Not to mention everyone will be running 5.2+ when we release.
#14
@gpk: You are correct on the clarification/confirmation: the problem I'm having is not the PCRE limits -- the 65k POSTing limit I'm experiencing is due to the Suhosin Hardend PHP POST limits as setup by my host provider, and isn't something that Drupal development needs to take into account.
-Chris
#15
i guess i am having the same issue here. #4 did not help.
#16
@yngens: what are the values of pcre.backtrack_limit and pcre.recursion_limit reported by phpinfo() on your server? Also is it running suhosin (again should be reported by phinfo()).
Also what is the size of the post you are trying to make?
#17
gpk, i don't remember, but i am sure i tried even bigger numbers than ones recommended here. not sure about suhosin too - i decided to require users to divide big posts into chapters instead of putting everything into one post as a workaround. but the rpbolem is still there and when i have little more time i will try to test again and report here. thanks
#18
OK awaiting your input ...
#19
I have had this empty node problem after upgrading to php5.x from php4.x
I put this code in my php.ini file in root directory:
pcre.backtrack_limit = 150000pcre.recursion_limit = 150000
the longest node of my site (53896 characters including spaces, 55704 bytes) is now showed again.
Since it solved my needs, I did not set a higher limit because I read here about some side effects:
http://de.php.net/manual/en/pcre.configuration.php
but it's good to know that it worked and that a higher value can solve the problem for longer nodes.
Thanks,
Renirtor
#20
Alternative solution
Just want to confirm saw this issue when I upgraded from php 4.x to php 5.2.6
drupal 5.12
php 5.2.6
Linux Fedora FC8
Resolved the issue by trying solution in comment #3.
But you can also use the paging module which solved the problem without making changes to PCRE limit.
#21
#22
@John Morahan
Do you mean that by appplying the patch you don't need to update PCRE limits?
#23
That's the idea, yes.
#24
the idea is that the new regex just replaces the \n\n and variants without trying to remember the bits in between.

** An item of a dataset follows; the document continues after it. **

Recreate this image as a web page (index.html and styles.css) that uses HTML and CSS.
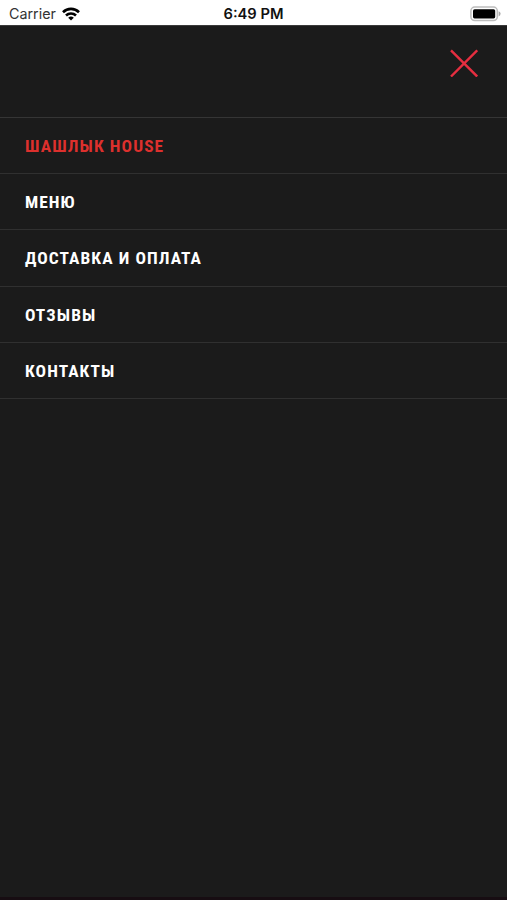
FILE: index.html
```html
<!DOCTYPE html>
<html lang="ru">
<head>
    <meta charset="UTF-8">
    <meta name="viewport" content="width=device-width, initial-scale=1.0">
    <title>Шашлык House</title>
    <link rel="stylesheet" href="styles.css">
</head>
<body>
    <div class="status-bar">
        <div class="carrier">
            <span>Carrier</span>
            <svg class="wifi" width="18" height="14" viewBox="0 0 18 14">
                <g fill="none" stroke="#000" stroke-width="2.6">
                    <path d="M1 5.2 A11.4 11.4 0 0 1 17 5.2"/>
                    <path d="M4 8.5 A7.2 7.2 0 0 1 14 8.5"/>
                </g>
                <path d="M9 13.6 L6.2 10.7 A4.2 4.2 0 0 1 11.8 10.7 Z"/>
            </svg>
        </div>
        <div class="time">6:49 PM</div>
        <div class="battery">
            <svg width="31" height="16" viewBox="0 0 31 16">
                <rect x="0.9" y="1.1" width="26.4" height="13.4" rx="3.8" fill="#fff" stroke="#bdbdbd" stroke-width="1.5"/>
                <rect x="3" y="3.2" width="22.2" height="9.2" rx="1.6" fill="#000"/>
                <path d="M28.6 5.2 Q30.6 6 30.6 7.8 Q30.6 9.6 28.6 10.4 Z" fill="#aaa"/>
            </svg>
        </div>
    </div>

    <div class="menu">
        <div class="menu-header">
            <button class="close-btn" aria-label="Закрыть">
                <svg width="28" height="28" viewBox="0 0 28 28">
                    <path d="M1 1.3 L27.2 27.5 M27.2 1.3 L1 27.5" stroke="#e62e40" stroke-width="2.4"/>
                </svg>
            </button>
        </div>
        <nav class="menu-list">
            <a class="menu-item active"><span>Шашлык House</span></a>
            <a class="menu-item"><span>Меню</span></a>
            <a class="menu-item"><span>Доставка и оплата</span></a>
            <a class="menu-item"><span>Отзывы</span></a>
            <a class="menu-item"><span>Контакты</span></a>
        </nav>
    </div>
</body>
</html>
```
FILE: styles.css
```css
* {
    box-sizing: border-box;
}

body {
    margin: 0;
    height: 100vh;
    display: flex;
    flex-direction: column;
    overflow: hidden;
    background-color: #1b1b1b;
}

.status-bar {
    display: grid;
    grid-template-columns: 1fr auto 1fr;
    align-items: center;
    height: 25px;
    padding: 2px 7px 0 9px;
    background-color: #fff;
    color: #111;
    font-family: Inter, sans-serif;
    font-size: 14.3px;
}

.carrier {
    display: flex;
    align-items: center;
    gap: 6px;
    color: #333;
}

.time {
    margin-right: 2px;
    font-size: 14.7px;
    font-weight: 600;
}

.battery {
    display: flex;
    justify-content: flex-end;
    margin-right: -1px;
}

.menu {
    flex: 1;
    border-top: 1px solid #3a3a3a;
    border-bottom: 3px solid #170d12;
}

.menu-header {
    display: flex;
    justify-content: flex-end;
    height: 91px;
    padding: 23px 29px 0 0;
}

.close-btn {
    width: 28px;
    height: 28px;
    padding: 0;
    border: none;
    background: none;
}

.close-btn svg {
    display: block;
}

.menu-list {
    border-top: 1px solid #353535;
}

.menu-item {
    display: flex;
    align-items: center;
    height: 56.2px;
    padding: 1px 25px 0;
    border-bottom: 1px solid #303030;
    color: #fff;
    font-family: "Roboto Condensed", Roboto, sans-serif;
    font-size: 17.4px;
    font-weight: 700;
    font-stretch: 75%;
    letter-spacing: 1.07px;
    text-transform: uppercase;
}

.menu-item.active {
    color: #dd302d;
}
```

moving this issue back to filter.module
#25
with test
#26
Regarding the test:
#27
#28
The last submitted patch failed testing.
#29
apparently an installer change confused the testbot
#30
I made a mistake (sorry don't know why)and resubmitted the patch in #25 as well for retesting. I hope this does not affect testing started previously for patch in #27. If it conflicts, My apologies. Should be more careful next time. I am suspecting even if this may not conflict, the system message about result may conflict since all it says results about "last patch submitted" rather than what time/date the retesting was requested. In that case my request would be the last one.
#31
Nicely done.
#32
Eh. Can we please have a couple of of the 20 people or so who reported having this issue testing the patch?
#33
Hmm, chx "assigned" me this issue to review ... but unlike chx i can be (and was) distracted ... so i am not sure whether my input is still relevant ...
Well ... the last patch replaces a backtracking regex with a simpler regex. Testing strings of pcre.backtrack_limit-length is kinda superfluous now, as there is no backtracking or recursive regex in the _filter_autop function left, that could run into that "limit". I would suggest removing the addition to filter.test, and can re-roll the patch if needed.
Yet the new regex leads also to a slightly different output than the old regex - there's whitespace in the last < p >-Tag (which has no impact in HTML). This could be trivial, but as I am no regex-ninja, there could also be other implications I don't see ... I have attached a demo script - illustrating the (trivial?) difference.
#34
Thanks for the review frega!
Yeah, I forgot to handle the ending \n's as a special case like the beginning (and also dropped a \n from the final
</p>). Will fix later.I do think the test (or something like it) should stay, so that it will fail if someone later makes a change that unintentionally runs into these limits again. It's not always immediately obvious from looking at a regex how it will behave in these situations.
#35
#36
#37
Good patch. Assuming it is enough to test the string exactly at the limit, rather than a longer string...
#38
well, $this->randomName() adds a short prefix too
#39
Committed to CVS HEAD. Thanks.
#40
#41
Untested backport.
#42
thank you
#43
#537788: Urgent : When there are many unicode words node shows up as just blank rendering the site useless was a likely duplicate.
#44
This fixed a problem I had on my local install that had a backtrace limit of 1000. Also tested that increasing the backtrace limit also solves the problem, but this is a good fix. Took me 30 minutes to debug that it was the line break filter and lead me to this issue.